こんにちは!千葉のフリーランス・個人事業主専門の税理士、福地です。

妻が漫画家(「星旅少年」という漫画を連載しています)ということがあり、当事務所では漫画家さんなどのクリエイター応援プランを用意しております。

漫画家さん、同人作家さん、イラストレーターさんなど、クリエイターの方はBOOTHなどの仲介サイトを通じて、ご自身の作品を販売することも多いと思います。

とても便利ですが、インボイスが始まり請求書・領収書を買い手から求められたらどうするか、という問題が生じます。そのために便利な制度が「媒介者交付特例」です。

媒介者交付特例の概要

インボイス制度始まったため、漫画誌やイラストを購入した人は、消費税の仕入税額控除(消費税を計算する上で、受取った消費税から差引く消費税)を受けるためにはインボイス(要件を満たした請求書等)が必要になります。

媒介者交付特例とは、仲介サイトのようにクリエイターさんと買う人との間に媒介者をはさんで取引が行われる場合に、仲介サイトが、クリエイターさんに代わってインボイスを交付できる制度のことです。

適用要件

媒介者交付特例を受ける場合には、以下の2つの要件を満たす必要があります。

  1. クリエイターさんと仲介サイトが両方ともインボイス登録があること
  2. クリエイターさんがインボイス登録があることを、仲介サイトに取引前までに通知すること

メリット

事務負担の軽減

クリエイターさんに代わって仲介サイトが自社の名称でインボイスを発行します。そのため、クリエイターさんが請求書や領収書を作成するといった面倒な作業をする必要がなくなります。

匿名性が保たれる

媒介者交付特例を利用した場合、インボイスには、仲介サイトの名称とインボイス登録番号のみが記載されます。

クリエイターさんの情報が記載されないため匿名性が高く、漫画家さん、同人作家さん、イラストレータさんなど、ペンネーム等で活動している方にとってはベストな選択といえます。

注意点

クリエイターさんにインボイス登録がない場合

クリエイターさんにインボイス登録がない場合、仲介サイトが「インボイス非対応の請求書等」を出してくれるかどうかは、そのサイト次第になります。

私が「ココナラ」で仕事をお願いしたとき、仕事をお願いした方のインボイス登録がないものの、「ココナラ」が領収書を出してきました。当然ながら消費税の記載があるのは、「ココナラ」への手数料のみでした。
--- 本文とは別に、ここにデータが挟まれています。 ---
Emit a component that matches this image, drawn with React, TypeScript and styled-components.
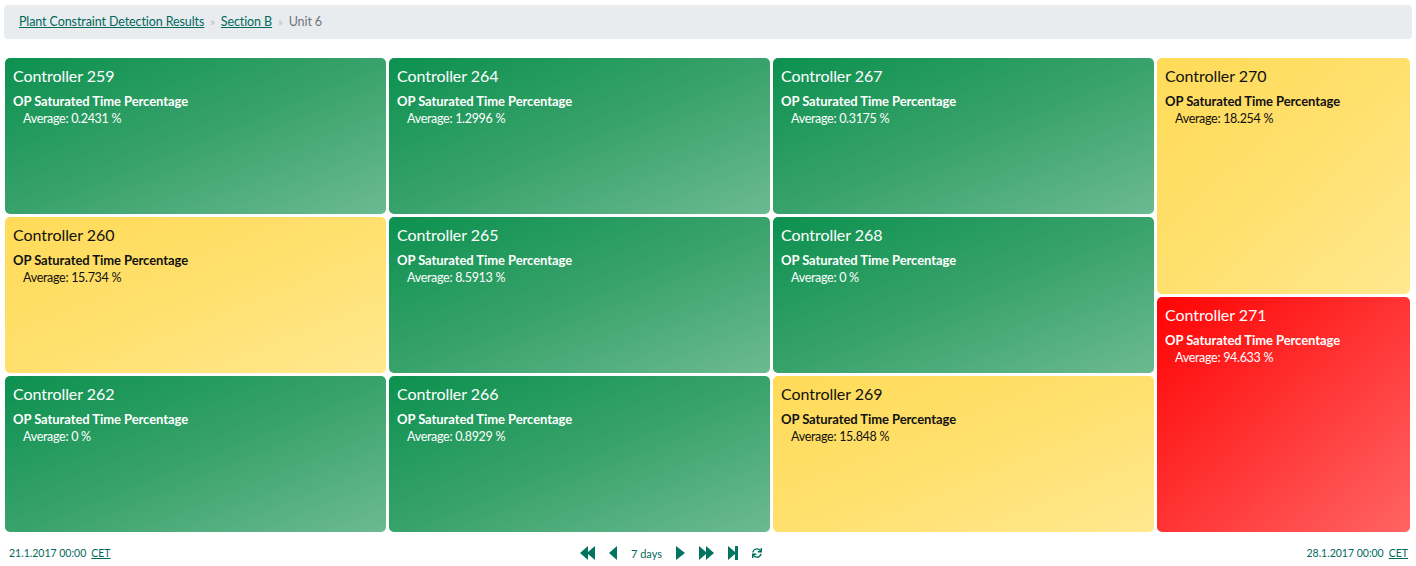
import styled, { createGlobalStyle } from "styled-components";
import { FaSync } from "react-icons/fa";

const GlobalStyle = createGlobalStyle`
  html, body {
    margin: 0;
    padding: 0;
    background: #fff;
    font-family: "Lato", "Noto Sans", sans-serif;
  }
`;

const Page = styled.div`
  width: 1416px;
  height: 566px;
  overflow: hidden;
  box-sizing: border-box;
  padding: 5px 4px 0 5px;
`;

const Breadcrumb = styled.nav`
  display: flex;
  align-items: center;
  box-sizing: border-box;
  height: 34px;
  margin-left: -1px;
  padding: 0 0 1px 15px;
  border-radius: 4px;
  background: #e9ecef;
  font-size: 12.5px;
  letter-spacing: -0.1px;
  color: #6c757d;
`;

const Crumb = styled.a`
  color: #00695c;
  text-decoration: underline;
`;

const Sep = styled.span`
  margin: 0 6px;
  color: #b9bfc5;
  font-size: 11px;
`;

const Grid = styled.div`
  display: grid;
  grid-template-columns: 381px 381px 381px 253px;
  column-gap: 3px;
  height: 474px;
  margin-top: 19px;
`;

const Column = styled.div`
  display: flex;
  flex-direction: column;
  gap: 3px;
`;

type Level = "green" | "yellow" | "red";

const backgrounds: Record<Level, string> = {
  green: "linear-gradient(to bottom right, #0c914f, #38a26b 50%, #6cba91)",
  yellow: "linear-gradient(to bottom right, #ffdb58, #ffe06e 50%, #ffe88f)",
  red: "linear-gradient(to bottom right, #ff0303, #ff6464)",
};

const Card = styled.div<{ $level: Level }>`
  flex: 1 1 0;
  box-sizing: border-box;
  padding: 8px;
  border-radius: 5px;
  background: ${(props) => backgrounds[props.$level]};
  color: ${(props) => (props.$level === "yellow" ? "#111" : "#fff")};
`;

const Title = styled.div`
  font-size: 16px;
  line-height: 20px;
  letter-spacing: -0.05px;
`;

const Metric = styled.div`
  margin-top: 7px;
  font-size: 13px;
  line-height: 17px;
  font-weight: 700;
  letter-spacing: -0.07px;
`;

const Average = styled.div`
  padding-left: 10px;
  font-size: 12.5px;
  line-height: 18px;
  letter-spacing: -0.3px;
`;

const Footer = styled.div`
  display: grid;
  grid-template-columns: 1fr auto 1fr;
  align-items: center;
  height: 22px;
  margin-top: 10px;
  padding: 0 4px;
  font-size: 10.5px;
  color: #00695c;
`;

const Stamp = styled.div<{ $right?: boolean }>`
  display: flex;
  gap: 5px;
  justify-content: ${(props) => (props.$right ? "flex-end" : "flex-start")};
`;

const Zone = styled.a`
  text-decoration: underline;
`;

const Pager = styled.div`
  display: flex;
  align-items: center;
  gap: 14px;
  padding-right: 75px;
  font-size: 11px;
`;

const Glyph = styled.svg`
  display: block;
  height: 14px;
  fill: #00745f;
`;

const Refresh = styled(FaSync)`
  display: block;
  width: 10px;
  height: 10px;
  color: #00745f;
`;

const icons = {
  first: { w: 15, d: "M15 0v14L8 8v6L0 7l8-7v6z" },
  prev: { w: 8, d: "M8 0v14L0 7z" },
  next: { w: 9, d: "M0 0v14l9-7z" },
  fast: { w: 15, d: "M0 0v14l7-6v6l8-7-8-7v6z" },
  last: { w: 10, d: "M0 0v14l7-6v6h3V0H7v6z" },
};

const Icon = ({ name }: { name: keyof typeof icons }) => (
  <Glyph viewBox={`0 0 ${icons[name].w} 14`} width={icons[name].w}>
    <path d={icons[name].d} />
  </Glyph>
);

const columns: { name: string; avg: string; level: Level }[][] = [
  [
    { name: "Controller 259", avg: "0.2431", level: "green" },
    { name: "Controller 260", avg: "15.734", level: "yellow" },
    { name: "Controller 262", avg: "0", level: "green" },
  ],
  [
    { name: "Controller 264", avg: "1.2996", level: "green" },
    { name: "Controller 265", avg: "8.5913", level: "green" },
    { name: "Controller 266", avg: "0.8929", level: "green" },
  ],
  [
    { name: "Controller 267", avg: "0.3175", level: "green" },
    { name: "Controller 268", avg: "0", level: "green" },
    { name: "Controller 269", avg: "15.848", level: "yellow" },
  ],
  [
    { name: "Controller 270", avg: "18.254", level: "yellow" },
    { name: "Controller 271", avg: "94.633", level: "red" },
  ],
];

const App = () => {
  return (
    <Page>
      <GlobalStyle />
      <Breadcrumb>
        <Crumb>Plant Constraint Detection Results</Crumb>
        <Sep>»</Sep>
        <Crumb>Section B</Crumb>
        <Sep>»</Sep>
        <span>Unit 6</span>
      </Breadcrumb>
      <Grid>
        {columns.map((column, i) => (
          <Column key={i}>
            {column.map((card) => (
              <Card key={card.name} $level={card.level}>
                <Title>{card.name}</Title>
                <Metric>OP Saturated Time Percentage</Metric>
                <Average>Average: {card.avg} %</Average>
              </Card>
            ))}
          </Column>
        ))}
      </Grid>
      <Footer>
        <Stamp>
          <span>21.1.2017 00:00</span>
          <Zone>CET</Zone>
        </Stamp>
        <Pager>
          <Icon name="first" />
          <Icon name="prev" />
          <span>7 days</span>
          <Icon name="next" />
          <Icon name="fast" />
          <Icon name="last" />
          <Refresh />
        </Pager>
        <Stamp $right>
          <span>28.1.2017 00:00</span>
          <Zone>CET</Zone>
        </Stamp>
      </Footer>
    </Page>
  );
};

export default App;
サイトによっては領収書自体出さないところもあります。クリエイターさんが直接請求書等を出すか、出すなら本名で出すかペンネーム等で出すか、請求書を出さないか等の検討・対応が必要になります。

代理交付との違いに注意

似た方法に「代理交付」というものがあります。

代理交付は、文字通りクリエイターさんに代わって仲介サイトが買い手にインボイスを交付する方法です。

媒介者交付特例との違いは、インボイスにクリエイターさんの氏名や名称、インボイス登録番号を記載するということです。

媒介者交付特例と違ってクリエイターさんにインボイス登録がなくても適用できますが、情報が知られてしまうのは大きなデメリットです。

【編集後記】
クリエイターさんにとって、匿名性が保たれるかどうかは大きなポイントだと思います。
今はどこのサイトも媒介者交付特例を採用していると思いますが、利用前に確認してみてください。